Direction: Work out how many lines in the listing below include the word "that"; answer with the number alone.

Data extract:

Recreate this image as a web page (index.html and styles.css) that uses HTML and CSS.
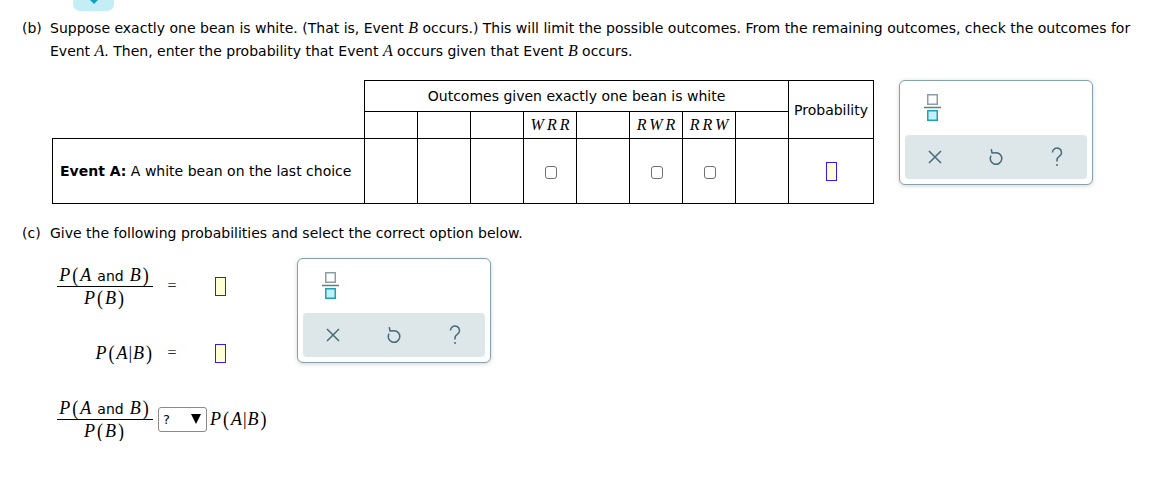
FILE: index.html
```html
<!DOCTYPE html>
<html lang="en">
<head>
<meta charset="utf-8">
<title>Conditional probability</title>
<link rel="stylesheet" href="styles.css">
</head>
<body>
<div class="tab-stub"><span class="tab-arrow"></span></div>

<div class="question q-b">
  <span class="q-label">(b)</span>
  <p class="q-text">Suppose exactly one bean is white. (That is, Event <i class="m">B</i> occurs.) This will limit the possible outcomes. From the remaining outcomes, check the outcomes for<br>Event <i class="m">A</i>. Then, enter the probability that Event <i class="m">A</i> occurs given that Event <i class="m">B</i> occurs.</p>
</div>

<div class="b-row">
  <table class="outcomes">
    <colgroup>
      <col class="c-event">
      <col class="c-out"><col class="c-out"><col class="c-out"><col class="c-out">
      <col class="c-out"><col class="c-out"><col class="c-out"><col class="c-out">
      <col class="c-prob">
    </colgroup>
    <tr class="r1">
      <td class="blank" rowspan="2"></td>
      <th colspan="8">Outcomes given exactly one bean is white</th>
      <th rowspan="2">Probability</th>
    </tr>
    <tr class="r2">
      <td></td><td></td><td></td>
      <td><span class="seq">WRR</span></td>
      <td></td>
      <td><span class="seq">RWR</span></td>
      <td><span class="seq">RRW</span></td>
      <td></td>
    </tr>
    <tr class="r3">
      <td class="event"><b>Event A:</b> A white bean on the last choice</td>
      <td></td><td></td><td></td>
      <td><span class="cb"></span></td>
      <td></td>
      <td><span class="cb"></span></td>
      <td><span class="cb"></span></td>
      <td></td>
      <td><span class="ans"></span></td>
    </tr>
  </table>

  <div class="keypad">
    <div class="kp-top">
      <svg class="ico-frac" width="18" height="27" viewBox="0 0 18 27">
        <rect x="3.75" y="0.75" width="9.5" height="9.5" fill="#fff" stroke="#8c9ea5" stroke-width="1.5"/>
        <line x1="0" y1="13.5" x2="17" y2="13.5" stroke="#5f7c87" stroke-width="1.5"/>
        <rect x="3.75" y="16.75" width="9.5" height="9.5" fill="#c3f0f7" stroke="#1aa2b7" stroke-width="1.5"/>
      </svg>
    </div>
    <div class="kp-bar">
      <span class="kp-btn">
        <svg width="14" height="14" viewBox="0 0 14 14"><path d="M1 1 L13 13 M13 1 L1 13" stroke="#456b7a" stroke-width="1.5" fill="none"/></svg>
      </span>
      <span class="kp-btn">
        <svg width="16" height="18" viewBox="0 0 16 18"><path d="M8 4.7 A5.8 5.8 0 1 1 3 7.6" stroke="#456b7a" stroke-width="1.5" fill="none"/><path d="M3.3 1.2 L4 5 L8.3 4.7" stroke="#456b7a" stroke-width="1.5" fill="none" stroke-linejoin="round"/></svg>
      </span>
      <span class="kp-btn">
        <svg width="14" height="20" viewBox="0 0 14 20"><path d="M2.5 5.5 A4.5 4.5 0 1 1 9.5 9.2 C7.8 10.4 7 11.3 7 13.2 V14.5" stroke="#456b7a" stroke-width="1.5" fill="none"/><circle cx="7" cy="18" r="1" fill="#456b7a"/></svg>
      </span>
    </div>
  </div>
</div>

<div class="question q-c">
  <span class="q-label">(c)</span>
  <p class="q-text">Give the following probabilities and select the correct option below.</p>
</div>

<div class="c-row">
  <div class="eqs">
    <div class="eq-row row-frac">
      <div class="lhs">
        <span class="frac">
          <span class="num math"><i>P</i><span class="pr">(</span><i>A</i><span class="txt">and</span><i>B</i><span class="pr">)</span></span>
          <span class="den math"><i>P</i><span class="pr">(</span><i>B</i><span class="pr">)</span></span>
        </span>
      </div>
      <span class="eqsign">=</span>
      <span class="ans"></span>
    </div>
    <div class="eq-row row-cond">
      <div class="lhs"><span class="math"><i>P</i><span class="pr">(</span><i>A</i><span class="bar">|</span><i>B</i><span class="pr">)</span></span></div>
      <span class="eqsign">=</span>
      <span class="ans"></span>
    </div>
    <div class="eq-row row-cmp">
      <span class="frac">
        <span class="num math"><i>P</i><span class="pr">(</span><i>A</i><span class="txt">and</span><i>B</i><span class="pr">)</span></span>
        <span class="den math"><i>P</i><span class="pr">(</span><i>B</i><span class="pr">)</span></span>
      </span>
      <span class="select"><span class="sel-q">?</span><span class="sel-arrow"></span></span>
      <span class="math after"><i>P</i><span class="pr">(</span><i>A</i><span class="bar">|</span><i>B</i><span class="pr">)</span></span>
    </div>
  </div>

  <div class="keypad">
    <div class="kp-top">
      <svg class="ico-frac" width="18" height="27" viewBox="0 0 18 27">
        <rect x="3.75" y="0.75" width="9.5" height="9.5" fill="#fff" stroke="#8c9ea5" stroke-width="1.5"/>
        <line x1="0" y1="13.5" x2="17" y2="13.5" stroke="#5f7c87" stroke-width="1.5"/>
        <rect x="3.75" y="16.75" width="9.5" height="9.5" fill="#c3f0f7" stroke="#1aa2b7" stroke-width="1.5"/>
      </svg>
    </div>
    <div class="kp-bar">
      <span class="kp-btn">
        <svg width="14" height="14" viewBox="0 0 14 14"><path d="M1 1 L13 13 M13 1 L1 13" stroke="#456b7a" stroke-width="1.5" fill="none"/></svg>
      </span>
      <span class="kp-btn">
        <svg width="16" height="18" viewBox="0 0 16 18"><path d="M8 4.7 A5.8 5.8 0 1 1 3 7.6" stroke="#456b7a" stroke-width="1.5" fill="none"/><path d="M3.3 1.2 L4 5 L8.3 4.7" stroke="#456b7a" stroke-width="1.5" fill="none" stroke-linejoin="round"/></svg>
      </span>
      <span class="kp-btn">
        <svg width="14" height="20" viewBox="0 0 14 20"><path d="M2.5 5.5 A4.5 4.5 0 1 1 9.5 9.2 C7.8 10.4 7 11.3 7 13.2 V14.5" stroke="#456b7a" stroke-width="1.5" fill="none"/><circle cx="7" cy="18" r="1" fill="#456b7a"/></svg>
      </span>
    </div>
  </div>
</div>
</body>
</html>
```

FILE: styles.css
```css
* { box-sizing: border-box; }
html, body { margin: 0; padding: 0; background: #fff; }
body {
  width: 1169px;
  font-family: Verdana, "DejaVu Sans", sans-serif;
  font-size: 14px;
  color: #000;
}

.tab-stub {
  width: 41px;
  height: 11px;
  margin-left: 73px;
  background: #c3eef5;
  border-radius: 0 0 7px 7px;
  display: flex;
  justify-content: center;
}
.tab-arrow {
  width: 0;
  height: 0;
  margin-left: 1px;
  border-left: 4px solid transparent;
  border-right: 4px solid transparent;
  border-top: 4px solid #14a0c4;
}

.question {
  display: flex;
  margin-left: 22px;
  line-height: 23px;
}
.q-b { margin-top: 6px; }
.q-c { margin-top: 18px; }
.q-label { width: 28px; flex: none; }
.q-text { margin: 0; white-space: nowrap; }
.m {
  font-family: "Liberation Serif", "DejaVu Serif", "Times New Roman", serif;
  font-style: italic;
  font-size: 16px;
  line-height: 1;
}

/* part b row */
.b-row {
  display: flex;
  align-items: flex-start;
  gap: 25px;
  margin: 17px 0 0 52px;
}
.outcomes {
  border-collapse: collapse;
  table-layout: fixed;
  width: 822px;
}
.c-event { width: 312px; }
.c-out { width: 53px; }
.c-prob { width: 85px; }
.outcomes td, .outcomes th {
  border: 1px solid #000;
  padding: 0;
  text-align: center;
  vertical-align: middle;
  font-weight: normal;
}
.outcomes td.blank { border: none; }
.r1 { height: 31px; }
.r2 { height: 27px; }
.r3 { height: 65px; }
.outcomes td.event { text-align: left; padding-left: 7px; }
.seq {
  font-family: "Liberation Serif", "DejaVu Serif", "Times New Roman", serif;
  font-style: italic;
  font-size: 16px;
  letter-spacing: 3px;
  margin-right: -3px;
}
.cb {
  display: inline-block;
  width: 12px;
  height: 13px;
  border: 1px solid #707070;
  border-radius: 3px;
  background: #fff;
  vertical-align: middle;
  margin-left: 1px;
}
.ans {
  display: inline-block;
  width: 11px;
  height: 19px;
  border: 1.5px solid #3a14ff;
  background: #ffffd6;
  vertical-align: middle;
}

/* keypad */
.keypad {
  flex: none;
  width: 194px;
  height: 105px;
  border: 1px solid #86a2aa;
  border-radius: 6px;
  box-shadow: 0 1px 4px rgba(0, 0, 0, 0.18);
  background: #fff;
  padding: 0 5px 5px;
  display: flex;
  flex-direction: column;
}
.kp-top {
  height: 54px;
  padding: 13px 0 0 19px;
}
.ico-frac { display: block; }
.kp-bar {
  flex: 1;
  background: #dde6e9;
  border-radius: 4px;
  display: grid;
  grid-template-columns: 1fr 1fr 1fr;
  align-items: center;
  justify-items: center;
}
.kp-btn { display: flex; align-items: center; justify-content: center; }
.kp-btn svg { display: block; }

/* part c */
.c-row {
  display: flex;
  align-items: flex-start;
  margin: 13px 0 0 57px;
}
.eqs {
  width: 240px;
  flex: none;
  padding-top: 6px;
}
.eq-row {
  display: flex;
  align-items: center;
}
.row-frac { height: 44px; }
.row-cond { height: 24px; margin-top: 33px; }
.row-cmp { height: 44px; margin-top: 32px; }
.lhs {
  width: 97px;
  display: flex;
  justify-content: flex-end;
  flex: none;
}
.row-frac .lhs { justify-content: flex-start; }
.eqsign {
  width: 36px;
  text-align: center;
  font-family: "Liberation Serif", "Times New Roman", serif;
  font-size: 16px;
  color: #333;
}
.eq-row .ans { margin-left: 25px; }

.math {
  font-family: "Liberation Serif", "DejaVu Serif", "Times New Roman", serif;
  font-size: 18px;
  white-space: nowrap;
  line-height: 20px;
}
.math i { font-style: italic; }
.math .pr { display: inline-block; margin: 0 2px; transform: scaleY(1.12); }
.math .txt {
  font-family: Verdana, "DejaVu Sans", sans-serif;
  font-size: 14px;
  margin: 0 6px;
}
.math .bar { margin: 0 1px; }

.frac {
  display: inline-flex;
  flex-direction: column;
  align-items: center;
  width: 96px;
}
.frac .num { height: 21px; display: block; text-align: center; }
.frac .den {
  display: block;
  align-self: stretch;
  text-align: center;
  border-top: 1px solid #000;
  height: 22px;
  padding-top: 1px;
}

.select {
  display: inline-flex;
  align-items: center;
  justify-content: space-between;
  width: 49px;
  height: 25px;
  margin-left: 5px;
  padding: 0 5px 0 4px;
  border: 1px solid #8a8a8a;
  border-radius: 3px;
  background: #fff;
  font-size: 13px;
}
.sel-arrow {
  width: 0;
  height: 0;
  border-left: 5.5px solid transparent;
  border-right: 5.5px solid transparent;
  border-top: 10px solid #000;
}
.math.after { margin-left: 3px; }
```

Answer for this exercise: 2